Comment ne pas faire un parallèle avec 28 000 migrants se noyant en Méditerranée, depuis dix ans, victimes de l’ignorance et des préjugés des pays d’Europe. N’est pas Didon qui veut !
Etudiant les modes de pensée antique, l’auteur considère qu’ils ne sont pas inférieurs aux nôtres. Il ose même un parallèle entre la Déclaration universelle des droits de l’homme signée en 1948 et certaines coutumes en vigueur dans l’antiquité.
Il ne s’agit pas bien-sûr d’évoquer la pratique esclavagiste (que d’ailleurs de l’Eglise chrétienne justifia pleinement en son temps), ni l’oppression des femmes (qui devront attendre le XXème pour commencer à conquérir leurs droits).

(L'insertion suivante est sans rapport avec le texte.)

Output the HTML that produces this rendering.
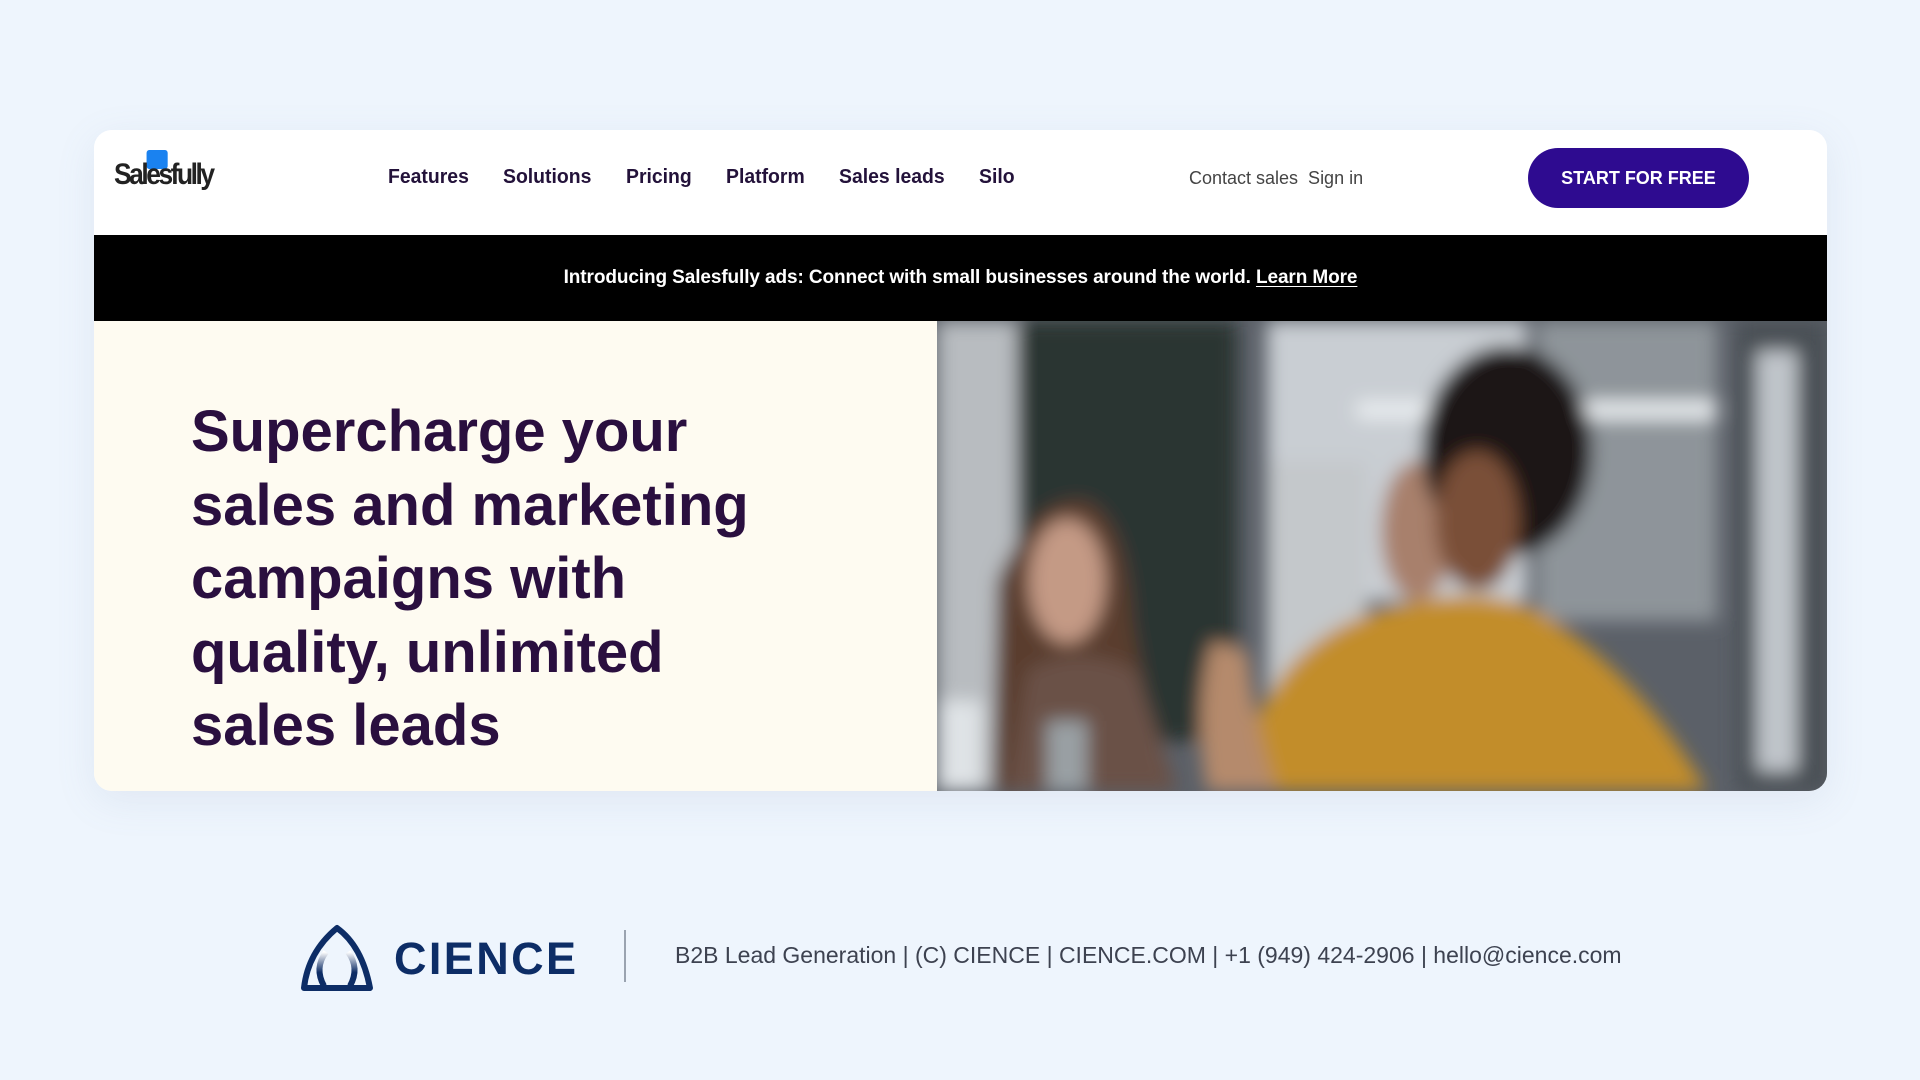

Non, ce dont il s’agit, c’est l’obligation coutumière de partager son pain avec celui qui a faim, montrer son chemin à celui qui st perdu, à sauver la vie des naufragés. Et cela bien avant les œuvres de miséricordes préconisées par l’Evangile qui intègrera cet héritage.
Certains, comme Cicéron, célèbre homme d’Etats romain priorisent alors la générosité en la réservant aux membres de leur communauté. Mais bien d’autres, comme le poète latin Terence affirmait : « je suis homme et rien de ce qui m’est humain ne m’est étranger ». Là où nous parlons de droit de l’homme, l’antiquité parlait de devoir.
L’hospitum traditionnel ne relevait pas de ces droits de l’homme contemporains mais de devoirs d’origine divine. Ne pas exercer une telle solidarité et au contraire se montrer cruel était considéré comme une impiété !
Faut-il construire un aqueduc franchissant les rives entre soi et les autres ou bien être un arbre ne se développant qu’à partir de ses seules racines ? Cette question traverse les siècles et se pose avec encore plus d’acuité aujourd’hui.